[Interface markup and scripts]
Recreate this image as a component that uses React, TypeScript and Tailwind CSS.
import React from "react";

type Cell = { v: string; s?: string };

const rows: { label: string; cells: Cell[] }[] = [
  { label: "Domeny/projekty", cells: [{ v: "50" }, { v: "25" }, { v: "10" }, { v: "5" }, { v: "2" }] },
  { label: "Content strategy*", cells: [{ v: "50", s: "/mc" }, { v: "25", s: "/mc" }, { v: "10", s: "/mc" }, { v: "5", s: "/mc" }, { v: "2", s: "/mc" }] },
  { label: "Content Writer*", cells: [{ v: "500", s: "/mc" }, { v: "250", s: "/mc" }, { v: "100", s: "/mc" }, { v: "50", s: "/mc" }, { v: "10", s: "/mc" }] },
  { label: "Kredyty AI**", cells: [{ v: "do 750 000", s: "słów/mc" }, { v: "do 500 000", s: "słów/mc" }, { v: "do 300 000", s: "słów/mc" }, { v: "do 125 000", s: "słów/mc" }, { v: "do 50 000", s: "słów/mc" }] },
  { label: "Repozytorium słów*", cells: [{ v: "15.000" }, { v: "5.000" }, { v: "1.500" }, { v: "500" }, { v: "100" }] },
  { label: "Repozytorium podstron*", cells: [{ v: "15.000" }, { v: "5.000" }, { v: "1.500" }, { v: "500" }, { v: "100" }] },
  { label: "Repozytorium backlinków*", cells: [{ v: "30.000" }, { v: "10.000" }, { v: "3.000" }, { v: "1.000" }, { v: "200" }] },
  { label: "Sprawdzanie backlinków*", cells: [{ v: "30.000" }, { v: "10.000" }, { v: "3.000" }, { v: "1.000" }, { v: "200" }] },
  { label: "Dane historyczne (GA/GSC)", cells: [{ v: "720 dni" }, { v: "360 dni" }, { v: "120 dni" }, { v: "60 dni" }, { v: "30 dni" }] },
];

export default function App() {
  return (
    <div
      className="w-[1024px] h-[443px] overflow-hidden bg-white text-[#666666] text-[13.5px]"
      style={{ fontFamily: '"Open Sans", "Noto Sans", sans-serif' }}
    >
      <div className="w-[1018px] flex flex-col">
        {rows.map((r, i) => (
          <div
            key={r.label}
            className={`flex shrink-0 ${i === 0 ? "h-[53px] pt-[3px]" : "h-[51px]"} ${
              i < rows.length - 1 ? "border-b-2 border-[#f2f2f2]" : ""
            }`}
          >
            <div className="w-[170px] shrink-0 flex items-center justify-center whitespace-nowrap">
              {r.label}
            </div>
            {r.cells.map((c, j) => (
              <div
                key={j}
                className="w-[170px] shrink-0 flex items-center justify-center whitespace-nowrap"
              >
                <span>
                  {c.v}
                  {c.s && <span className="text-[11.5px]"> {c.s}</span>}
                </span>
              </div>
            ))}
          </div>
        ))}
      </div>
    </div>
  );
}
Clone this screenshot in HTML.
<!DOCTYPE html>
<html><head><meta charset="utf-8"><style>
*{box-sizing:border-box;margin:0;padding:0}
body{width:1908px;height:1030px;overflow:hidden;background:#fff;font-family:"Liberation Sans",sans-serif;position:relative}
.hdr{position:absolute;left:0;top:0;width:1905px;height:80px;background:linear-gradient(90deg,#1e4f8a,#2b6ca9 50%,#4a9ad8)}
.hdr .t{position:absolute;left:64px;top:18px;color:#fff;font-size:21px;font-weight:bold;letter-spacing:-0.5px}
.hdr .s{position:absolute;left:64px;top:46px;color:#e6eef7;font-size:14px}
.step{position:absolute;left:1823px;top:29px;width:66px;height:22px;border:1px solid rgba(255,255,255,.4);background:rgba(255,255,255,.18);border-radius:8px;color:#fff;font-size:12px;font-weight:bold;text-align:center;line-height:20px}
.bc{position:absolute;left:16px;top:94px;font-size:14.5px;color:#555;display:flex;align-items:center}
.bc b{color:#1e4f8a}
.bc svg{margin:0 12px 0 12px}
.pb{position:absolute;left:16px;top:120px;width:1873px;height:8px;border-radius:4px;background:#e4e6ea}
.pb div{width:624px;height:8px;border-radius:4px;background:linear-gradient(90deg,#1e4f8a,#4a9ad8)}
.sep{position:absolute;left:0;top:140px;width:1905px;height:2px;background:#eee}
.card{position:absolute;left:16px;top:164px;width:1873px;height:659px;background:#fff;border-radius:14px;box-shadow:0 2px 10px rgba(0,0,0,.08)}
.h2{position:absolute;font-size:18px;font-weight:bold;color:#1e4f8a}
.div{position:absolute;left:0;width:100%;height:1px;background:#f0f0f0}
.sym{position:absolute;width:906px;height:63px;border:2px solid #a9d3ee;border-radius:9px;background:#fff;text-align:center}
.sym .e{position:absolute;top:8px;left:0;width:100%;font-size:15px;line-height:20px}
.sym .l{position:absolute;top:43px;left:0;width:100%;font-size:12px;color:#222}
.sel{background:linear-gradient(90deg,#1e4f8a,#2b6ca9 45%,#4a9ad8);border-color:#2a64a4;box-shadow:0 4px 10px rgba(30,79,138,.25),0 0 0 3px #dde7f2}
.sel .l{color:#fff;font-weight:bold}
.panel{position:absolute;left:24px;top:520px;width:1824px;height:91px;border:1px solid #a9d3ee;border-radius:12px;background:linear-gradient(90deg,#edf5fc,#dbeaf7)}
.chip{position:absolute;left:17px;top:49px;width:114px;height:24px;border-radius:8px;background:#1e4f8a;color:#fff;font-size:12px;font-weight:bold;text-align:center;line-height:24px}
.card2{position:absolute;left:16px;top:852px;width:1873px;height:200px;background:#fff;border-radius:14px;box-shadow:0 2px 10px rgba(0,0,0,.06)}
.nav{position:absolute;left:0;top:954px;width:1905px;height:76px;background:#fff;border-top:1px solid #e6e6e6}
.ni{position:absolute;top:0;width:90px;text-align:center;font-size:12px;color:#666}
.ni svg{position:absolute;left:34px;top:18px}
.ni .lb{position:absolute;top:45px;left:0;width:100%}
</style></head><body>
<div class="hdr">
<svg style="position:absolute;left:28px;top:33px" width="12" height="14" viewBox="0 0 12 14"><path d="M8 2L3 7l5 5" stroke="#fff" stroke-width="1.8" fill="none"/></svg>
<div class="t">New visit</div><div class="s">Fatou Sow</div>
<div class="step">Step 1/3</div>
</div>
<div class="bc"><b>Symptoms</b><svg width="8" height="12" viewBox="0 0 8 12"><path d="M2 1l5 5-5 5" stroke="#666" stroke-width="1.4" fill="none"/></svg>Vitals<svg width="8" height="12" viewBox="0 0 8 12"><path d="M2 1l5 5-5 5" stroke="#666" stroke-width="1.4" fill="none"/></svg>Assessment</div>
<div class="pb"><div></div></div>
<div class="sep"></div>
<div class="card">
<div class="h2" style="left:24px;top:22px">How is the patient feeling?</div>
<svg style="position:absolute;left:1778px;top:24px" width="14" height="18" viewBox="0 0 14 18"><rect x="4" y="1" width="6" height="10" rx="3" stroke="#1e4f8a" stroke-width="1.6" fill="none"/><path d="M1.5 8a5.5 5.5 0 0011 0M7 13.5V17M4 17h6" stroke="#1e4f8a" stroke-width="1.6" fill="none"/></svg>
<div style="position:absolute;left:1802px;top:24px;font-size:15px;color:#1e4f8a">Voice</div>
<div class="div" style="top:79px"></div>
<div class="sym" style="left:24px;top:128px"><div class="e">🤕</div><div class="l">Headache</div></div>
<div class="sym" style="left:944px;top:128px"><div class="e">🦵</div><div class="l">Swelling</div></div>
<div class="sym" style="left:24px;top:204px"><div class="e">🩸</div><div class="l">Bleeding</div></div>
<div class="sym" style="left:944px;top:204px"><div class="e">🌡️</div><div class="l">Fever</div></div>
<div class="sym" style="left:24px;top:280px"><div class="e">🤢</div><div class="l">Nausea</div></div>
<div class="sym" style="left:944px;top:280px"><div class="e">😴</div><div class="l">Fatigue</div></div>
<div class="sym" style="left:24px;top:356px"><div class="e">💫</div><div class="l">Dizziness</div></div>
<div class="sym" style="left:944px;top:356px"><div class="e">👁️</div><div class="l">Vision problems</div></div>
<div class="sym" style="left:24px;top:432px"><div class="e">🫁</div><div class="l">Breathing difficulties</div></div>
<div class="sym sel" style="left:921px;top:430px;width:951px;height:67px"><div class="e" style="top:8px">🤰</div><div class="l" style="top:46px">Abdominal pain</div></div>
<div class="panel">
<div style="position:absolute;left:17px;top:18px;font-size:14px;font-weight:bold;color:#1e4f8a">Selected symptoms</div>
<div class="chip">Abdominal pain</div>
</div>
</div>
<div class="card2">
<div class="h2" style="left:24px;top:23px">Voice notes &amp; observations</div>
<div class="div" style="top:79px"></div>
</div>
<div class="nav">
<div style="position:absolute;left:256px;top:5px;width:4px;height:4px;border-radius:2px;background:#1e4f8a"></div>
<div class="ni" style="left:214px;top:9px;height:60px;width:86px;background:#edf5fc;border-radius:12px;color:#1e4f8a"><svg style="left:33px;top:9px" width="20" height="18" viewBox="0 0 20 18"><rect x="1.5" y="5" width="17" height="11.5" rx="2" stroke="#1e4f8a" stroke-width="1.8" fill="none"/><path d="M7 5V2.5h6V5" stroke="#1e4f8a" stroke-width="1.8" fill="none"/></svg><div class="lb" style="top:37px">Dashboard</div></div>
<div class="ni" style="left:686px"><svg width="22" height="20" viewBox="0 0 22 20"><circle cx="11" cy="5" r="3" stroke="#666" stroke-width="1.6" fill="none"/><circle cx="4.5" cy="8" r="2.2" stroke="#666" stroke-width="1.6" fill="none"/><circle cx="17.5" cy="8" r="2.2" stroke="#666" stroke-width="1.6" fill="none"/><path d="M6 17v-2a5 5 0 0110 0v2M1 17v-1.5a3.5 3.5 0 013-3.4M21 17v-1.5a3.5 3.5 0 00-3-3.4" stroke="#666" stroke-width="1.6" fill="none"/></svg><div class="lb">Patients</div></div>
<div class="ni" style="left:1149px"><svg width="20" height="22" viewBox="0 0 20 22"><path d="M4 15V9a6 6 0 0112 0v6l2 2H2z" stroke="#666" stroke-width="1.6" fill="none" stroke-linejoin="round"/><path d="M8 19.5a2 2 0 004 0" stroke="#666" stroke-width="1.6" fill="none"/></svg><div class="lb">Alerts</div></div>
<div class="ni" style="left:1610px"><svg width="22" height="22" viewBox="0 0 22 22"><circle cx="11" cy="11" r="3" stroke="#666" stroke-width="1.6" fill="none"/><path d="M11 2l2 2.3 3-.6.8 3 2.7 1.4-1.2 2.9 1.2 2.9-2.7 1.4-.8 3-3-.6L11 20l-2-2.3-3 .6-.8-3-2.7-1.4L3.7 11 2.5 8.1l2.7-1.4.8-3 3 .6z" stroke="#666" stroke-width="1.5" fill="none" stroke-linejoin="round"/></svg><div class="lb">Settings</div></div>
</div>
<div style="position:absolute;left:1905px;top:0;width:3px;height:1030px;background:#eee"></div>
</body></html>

[Exercise]
Return only the lines from the beginning of the material up to and including the line with "string; s?: string", exactly as written.

[Result below]
Recreate this image as a component that uses React, TypeScript and Tailwind CSS.
import React from "react";

type Cell = { v: string; s?: string };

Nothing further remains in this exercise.